This tactic, denied but undeniable, has been effective with target audiences, some of whom can be viewed on YouTube entering a Palin rally in Pennsylvania. One cherubic older fellow totes a stuffed Curious George monkey wearing an Obama sticker as a hat.

"This is little Hussein," he says, holding the monkey up to the camera and cackling as he walks away.

To McCain's credit, he has tried to correct his audience -- when, for example, a woman said she couldn't trust Obama because he's an Arab. Gosh, wonder where she ever got that idea? But the McCain-Palin bad cop-good cop routine is what it is. The hot babe lathers the crowd; the noble soldier hoses them down. This isn't a campaign; it's a sideshow.

Nevertheless, it is fair to concede that a few fruitcakes -- those who yell epithets or make racial slurs -- are not representative of Republicans, any more than those now Photoshopping ugly (and violent) depictions of Palin should be considered typical of Democrats.

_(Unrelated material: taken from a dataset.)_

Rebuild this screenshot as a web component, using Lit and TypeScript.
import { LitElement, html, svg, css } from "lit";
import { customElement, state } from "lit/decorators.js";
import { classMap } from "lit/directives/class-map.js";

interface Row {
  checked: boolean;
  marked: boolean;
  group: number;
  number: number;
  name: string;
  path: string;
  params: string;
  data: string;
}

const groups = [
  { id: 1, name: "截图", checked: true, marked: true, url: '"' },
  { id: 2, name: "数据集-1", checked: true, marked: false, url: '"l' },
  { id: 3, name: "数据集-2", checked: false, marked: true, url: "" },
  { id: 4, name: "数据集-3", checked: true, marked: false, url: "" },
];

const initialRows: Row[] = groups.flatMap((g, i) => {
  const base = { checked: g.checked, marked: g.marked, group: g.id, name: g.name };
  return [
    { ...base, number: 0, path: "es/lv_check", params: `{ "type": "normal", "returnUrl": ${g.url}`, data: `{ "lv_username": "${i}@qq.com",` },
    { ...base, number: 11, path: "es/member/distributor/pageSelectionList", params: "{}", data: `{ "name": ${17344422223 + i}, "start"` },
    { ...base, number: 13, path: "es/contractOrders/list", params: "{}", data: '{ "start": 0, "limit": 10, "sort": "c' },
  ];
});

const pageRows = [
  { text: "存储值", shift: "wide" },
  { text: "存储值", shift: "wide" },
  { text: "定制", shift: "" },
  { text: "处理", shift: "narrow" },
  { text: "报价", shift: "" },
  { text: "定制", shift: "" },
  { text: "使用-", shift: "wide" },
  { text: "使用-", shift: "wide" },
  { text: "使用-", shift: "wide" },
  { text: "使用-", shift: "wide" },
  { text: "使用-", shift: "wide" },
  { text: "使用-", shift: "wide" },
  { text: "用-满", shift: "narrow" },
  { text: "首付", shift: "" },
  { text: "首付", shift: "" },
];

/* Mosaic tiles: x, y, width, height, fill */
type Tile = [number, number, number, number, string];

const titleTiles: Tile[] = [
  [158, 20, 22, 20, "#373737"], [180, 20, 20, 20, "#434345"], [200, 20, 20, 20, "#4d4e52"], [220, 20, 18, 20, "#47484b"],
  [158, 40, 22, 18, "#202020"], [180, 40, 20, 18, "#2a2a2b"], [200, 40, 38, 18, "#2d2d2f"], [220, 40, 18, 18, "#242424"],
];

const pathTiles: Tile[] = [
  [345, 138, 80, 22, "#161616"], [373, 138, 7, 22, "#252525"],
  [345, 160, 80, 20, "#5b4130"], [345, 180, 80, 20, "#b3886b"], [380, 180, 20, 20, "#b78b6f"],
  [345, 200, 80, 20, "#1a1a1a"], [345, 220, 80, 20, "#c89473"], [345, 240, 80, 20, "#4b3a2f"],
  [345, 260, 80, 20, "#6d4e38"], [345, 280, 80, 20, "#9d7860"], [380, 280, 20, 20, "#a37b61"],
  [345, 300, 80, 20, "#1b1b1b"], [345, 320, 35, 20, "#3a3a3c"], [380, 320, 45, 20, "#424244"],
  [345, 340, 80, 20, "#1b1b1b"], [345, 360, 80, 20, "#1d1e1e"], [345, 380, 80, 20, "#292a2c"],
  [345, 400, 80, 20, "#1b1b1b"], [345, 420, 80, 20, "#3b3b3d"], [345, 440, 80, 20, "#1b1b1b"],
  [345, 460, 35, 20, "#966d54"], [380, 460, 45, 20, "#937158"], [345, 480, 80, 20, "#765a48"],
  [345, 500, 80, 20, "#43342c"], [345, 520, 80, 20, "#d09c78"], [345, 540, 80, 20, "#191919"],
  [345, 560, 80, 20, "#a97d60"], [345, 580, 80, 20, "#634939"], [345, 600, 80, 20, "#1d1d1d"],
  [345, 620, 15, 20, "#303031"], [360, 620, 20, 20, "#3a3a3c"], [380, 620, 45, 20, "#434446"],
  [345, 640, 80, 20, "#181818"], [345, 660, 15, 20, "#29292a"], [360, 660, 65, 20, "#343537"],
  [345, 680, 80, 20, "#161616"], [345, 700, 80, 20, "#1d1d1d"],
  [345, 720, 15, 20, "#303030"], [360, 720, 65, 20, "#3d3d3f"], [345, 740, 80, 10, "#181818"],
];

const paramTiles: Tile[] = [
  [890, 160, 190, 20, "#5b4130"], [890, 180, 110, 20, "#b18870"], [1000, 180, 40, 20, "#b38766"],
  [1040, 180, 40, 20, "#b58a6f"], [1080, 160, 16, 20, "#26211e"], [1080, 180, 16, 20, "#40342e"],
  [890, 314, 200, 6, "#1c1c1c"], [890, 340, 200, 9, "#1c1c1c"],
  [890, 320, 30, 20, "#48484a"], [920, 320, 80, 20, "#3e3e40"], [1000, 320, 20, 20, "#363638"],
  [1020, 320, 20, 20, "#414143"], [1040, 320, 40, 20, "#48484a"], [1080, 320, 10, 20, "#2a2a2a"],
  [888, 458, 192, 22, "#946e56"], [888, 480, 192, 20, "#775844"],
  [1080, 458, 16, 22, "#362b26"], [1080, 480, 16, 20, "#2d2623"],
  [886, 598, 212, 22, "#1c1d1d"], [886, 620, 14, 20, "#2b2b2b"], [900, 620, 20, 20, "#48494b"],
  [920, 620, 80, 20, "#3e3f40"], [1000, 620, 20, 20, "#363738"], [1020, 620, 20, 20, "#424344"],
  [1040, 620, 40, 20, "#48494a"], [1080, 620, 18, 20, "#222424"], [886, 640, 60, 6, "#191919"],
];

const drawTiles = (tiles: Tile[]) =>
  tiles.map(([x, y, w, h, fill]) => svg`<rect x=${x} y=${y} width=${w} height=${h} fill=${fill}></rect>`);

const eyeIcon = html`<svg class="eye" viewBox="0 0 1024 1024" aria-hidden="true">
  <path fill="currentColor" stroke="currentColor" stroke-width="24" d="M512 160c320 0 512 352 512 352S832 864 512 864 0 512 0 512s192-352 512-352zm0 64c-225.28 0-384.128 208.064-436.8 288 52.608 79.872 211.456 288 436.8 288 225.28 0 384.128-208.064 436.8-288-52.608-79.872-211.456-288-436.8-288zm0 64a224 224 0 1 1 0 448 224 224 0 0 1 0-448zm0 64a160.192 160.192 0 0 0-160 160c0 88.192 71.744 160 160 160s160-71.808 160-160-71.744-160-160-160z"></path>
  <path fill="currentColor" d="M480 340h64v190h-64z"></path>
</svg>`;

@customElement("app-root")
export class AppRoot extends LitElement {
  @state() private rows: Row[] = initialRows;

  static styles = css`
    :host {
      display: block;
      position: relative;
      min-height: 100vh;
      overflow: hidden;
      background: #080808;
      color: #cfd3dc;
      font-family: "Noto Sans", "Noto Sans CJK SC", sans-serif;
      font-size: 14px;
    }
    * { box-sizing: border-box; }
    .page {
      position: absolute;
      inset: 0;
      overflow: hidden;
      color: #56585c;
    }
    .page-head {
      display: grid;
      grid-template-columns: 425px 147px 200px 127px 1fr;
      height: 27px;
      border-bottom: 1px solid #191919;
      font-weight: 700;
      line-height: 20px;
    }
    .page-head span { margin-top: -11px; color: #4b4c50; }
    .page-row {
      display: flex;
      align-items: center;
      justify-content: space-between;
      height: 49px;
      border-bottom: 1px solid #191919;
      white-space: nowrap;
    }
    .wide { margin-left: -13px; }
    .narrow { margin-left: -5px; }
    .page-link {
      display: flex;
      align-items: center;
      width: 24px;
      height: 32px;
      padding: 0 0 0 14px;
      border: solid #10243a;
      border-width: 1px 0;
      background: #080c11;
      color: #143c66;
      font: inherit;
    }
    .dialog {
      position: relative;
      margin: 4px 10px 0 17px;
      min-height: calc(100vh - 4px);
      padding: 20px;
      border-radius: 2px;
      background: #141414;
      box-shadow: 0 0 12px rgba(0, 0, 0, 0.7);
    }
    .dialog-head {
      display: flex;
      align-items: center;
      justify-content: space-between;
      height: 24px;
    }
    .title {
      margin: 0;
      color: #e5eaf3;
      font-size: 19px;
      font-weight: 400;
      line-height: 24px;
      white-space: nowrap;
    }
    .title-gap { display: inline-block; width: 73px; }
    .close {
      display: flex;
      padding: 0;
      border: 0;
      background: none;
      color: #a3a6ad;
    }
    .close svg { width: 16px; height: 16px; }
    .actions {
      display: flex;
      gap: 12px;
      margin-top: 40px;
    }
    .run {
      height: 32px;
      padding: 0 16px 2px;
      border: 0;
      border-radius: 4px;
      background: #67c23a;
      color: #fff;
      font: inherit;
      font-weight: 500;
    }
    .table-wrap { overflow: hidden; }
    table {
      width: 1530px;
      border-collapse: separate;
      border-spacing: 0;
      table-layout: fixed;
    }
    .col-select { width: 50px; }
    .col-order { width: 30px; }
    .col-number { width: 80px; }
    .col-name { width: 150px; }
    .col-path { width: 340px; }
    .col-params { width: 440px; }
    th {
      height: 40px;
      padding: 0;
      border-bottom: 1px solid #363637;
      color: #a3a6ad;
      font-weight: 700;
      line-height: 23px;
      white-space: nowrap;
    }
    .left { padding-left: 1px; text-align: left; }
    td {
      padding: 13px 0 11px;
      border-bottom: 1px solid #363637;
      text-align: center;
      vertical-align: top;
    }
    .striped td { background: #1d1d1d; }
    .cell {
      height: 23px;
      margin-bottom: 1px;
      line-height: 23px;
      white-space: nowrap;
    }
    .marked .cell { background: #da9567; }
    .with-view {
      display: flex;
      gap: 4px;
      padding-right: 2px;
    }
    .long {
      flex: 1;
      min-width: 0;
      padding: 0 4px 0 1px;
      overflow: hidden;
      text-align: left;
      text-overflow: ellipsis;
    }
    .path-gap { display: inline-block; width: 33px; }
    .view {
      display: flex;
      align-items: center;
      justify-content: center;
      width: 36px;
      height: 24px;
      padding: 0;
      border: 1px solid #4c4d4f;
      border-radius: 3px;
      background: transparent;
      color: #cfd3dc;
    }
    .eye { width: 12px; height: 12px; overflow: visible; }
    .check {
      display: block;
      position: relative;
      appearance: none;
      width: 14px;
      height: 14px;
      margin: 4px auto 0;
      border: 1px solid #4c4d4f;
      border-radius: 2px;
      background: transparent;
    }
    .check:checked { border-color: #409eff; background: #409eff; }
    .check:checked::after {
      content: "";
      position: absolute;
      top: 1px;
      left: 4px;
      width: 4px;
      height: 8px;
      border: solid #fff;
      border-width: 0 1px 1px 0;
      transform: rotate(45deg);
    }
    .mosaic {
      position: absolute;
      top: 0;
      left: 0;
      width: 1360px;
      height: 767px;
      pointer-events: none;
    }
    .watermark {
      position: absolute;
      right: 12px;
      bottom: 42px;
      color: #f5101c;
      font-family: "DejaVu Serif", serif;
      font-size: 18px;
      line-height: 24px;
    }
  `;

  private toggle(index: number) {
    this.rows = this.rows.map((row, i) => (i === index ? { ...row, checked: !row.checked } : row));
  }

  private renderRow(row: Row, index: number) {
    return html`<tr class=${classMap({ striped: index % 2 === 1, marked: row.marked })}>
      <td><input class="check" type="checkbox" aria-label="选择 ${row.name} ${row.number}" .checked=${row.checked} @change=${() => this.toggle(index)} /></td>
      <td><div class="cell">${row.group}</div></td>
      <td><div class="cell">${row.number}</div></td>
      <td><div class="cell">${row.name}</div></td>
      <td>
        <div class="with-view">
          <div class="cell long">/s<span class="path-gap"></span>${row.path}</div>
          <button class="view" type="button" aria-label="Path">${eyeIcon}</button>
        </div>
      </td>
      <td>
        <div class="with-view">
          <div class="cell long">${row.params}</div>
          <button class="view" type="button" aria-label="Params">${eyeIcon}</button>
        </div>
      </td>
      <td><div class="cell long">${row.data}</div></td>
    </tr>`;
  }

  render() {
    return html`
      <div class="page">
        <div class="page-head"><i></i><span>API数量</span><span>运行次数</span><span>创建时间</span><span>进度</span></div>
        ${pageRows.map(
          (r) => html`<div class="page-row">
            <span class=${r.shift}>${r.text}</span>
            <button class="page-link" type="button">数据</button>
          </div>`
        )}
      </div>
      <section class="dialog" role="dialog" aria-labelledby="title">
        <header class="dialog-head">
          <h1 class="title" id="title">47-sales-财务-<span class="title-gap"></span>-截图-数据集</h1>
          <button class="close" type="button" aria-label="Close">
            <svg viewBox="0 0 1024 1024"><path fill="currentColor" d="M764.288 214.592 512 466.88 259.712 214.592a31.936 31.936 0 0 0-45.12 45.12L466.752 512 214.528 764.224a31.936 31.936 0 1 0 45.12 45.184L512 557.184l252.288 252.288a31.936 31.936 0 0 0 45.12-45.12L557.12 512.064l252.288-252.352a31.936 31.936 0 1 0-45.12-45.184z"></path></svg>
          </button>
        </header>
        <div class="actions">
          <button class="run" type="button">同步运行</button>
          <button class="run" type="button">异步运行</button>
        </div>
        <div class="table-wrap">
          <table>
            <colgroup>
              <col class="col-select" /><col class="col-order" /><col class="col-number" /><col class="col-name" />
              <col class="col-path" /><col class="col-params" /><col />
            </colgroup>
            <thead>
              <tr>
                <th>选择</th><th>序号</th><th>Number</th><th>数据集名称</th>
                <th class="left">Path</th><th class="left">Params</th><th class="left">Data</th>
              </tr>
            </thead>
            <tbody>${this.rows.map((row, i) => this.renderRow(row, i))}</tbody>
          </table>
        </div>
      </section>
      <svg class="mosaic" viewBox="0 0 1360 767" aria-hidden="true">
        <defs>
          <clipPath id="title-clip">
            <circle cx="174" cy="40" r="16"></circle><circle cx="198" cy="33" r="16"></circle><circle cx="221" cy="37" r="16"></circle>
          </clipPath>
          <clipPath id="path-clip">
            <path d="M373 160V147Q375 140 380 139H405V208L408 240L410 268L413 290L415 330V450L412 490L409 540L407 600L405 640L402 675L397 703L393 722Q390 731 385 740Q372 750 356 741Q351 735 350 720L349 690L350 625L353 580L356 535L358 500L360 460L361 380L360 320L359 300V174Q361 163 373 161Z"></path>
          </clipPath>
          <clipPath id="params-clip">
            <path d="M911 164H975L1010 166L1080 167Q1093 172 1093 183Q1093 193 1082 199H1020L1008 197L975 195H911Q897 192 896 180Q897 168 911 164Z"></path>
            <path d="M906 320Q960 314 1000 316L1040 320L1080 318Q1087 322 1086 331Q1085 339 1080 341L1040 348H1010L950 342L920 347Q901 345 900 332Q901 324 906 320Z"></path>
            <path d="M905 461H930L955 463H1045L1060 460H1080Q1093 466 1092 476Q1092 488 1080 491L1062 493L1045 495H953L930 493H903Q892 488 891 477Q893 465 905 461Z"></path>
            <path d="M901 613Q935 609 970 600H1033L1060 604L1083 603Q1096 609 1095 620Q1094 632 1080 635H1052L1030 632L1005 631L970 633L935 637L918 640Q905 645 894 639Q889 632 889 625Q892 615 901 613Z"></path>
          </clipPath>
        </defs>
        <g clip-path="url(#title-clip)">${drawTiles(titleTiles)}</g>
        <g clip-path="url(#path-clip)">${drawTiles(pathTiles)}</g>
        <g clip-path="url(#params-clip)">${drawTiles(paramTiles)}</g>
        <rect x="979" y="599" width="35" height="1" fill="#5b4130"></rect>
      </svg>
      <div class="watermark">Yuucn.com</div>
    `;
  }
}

One can hope that the uglies will cancel each other out. That leaves an X Factor of possibly exponential proportions that includes not just the Bradleys, but the Reverse-Bradleys.

I've received too many e-mails and had too many conversations that began, "Just between you and me," and ended with, "I wouldn't want anyone at work to know," to believe that this is an insignificant trend.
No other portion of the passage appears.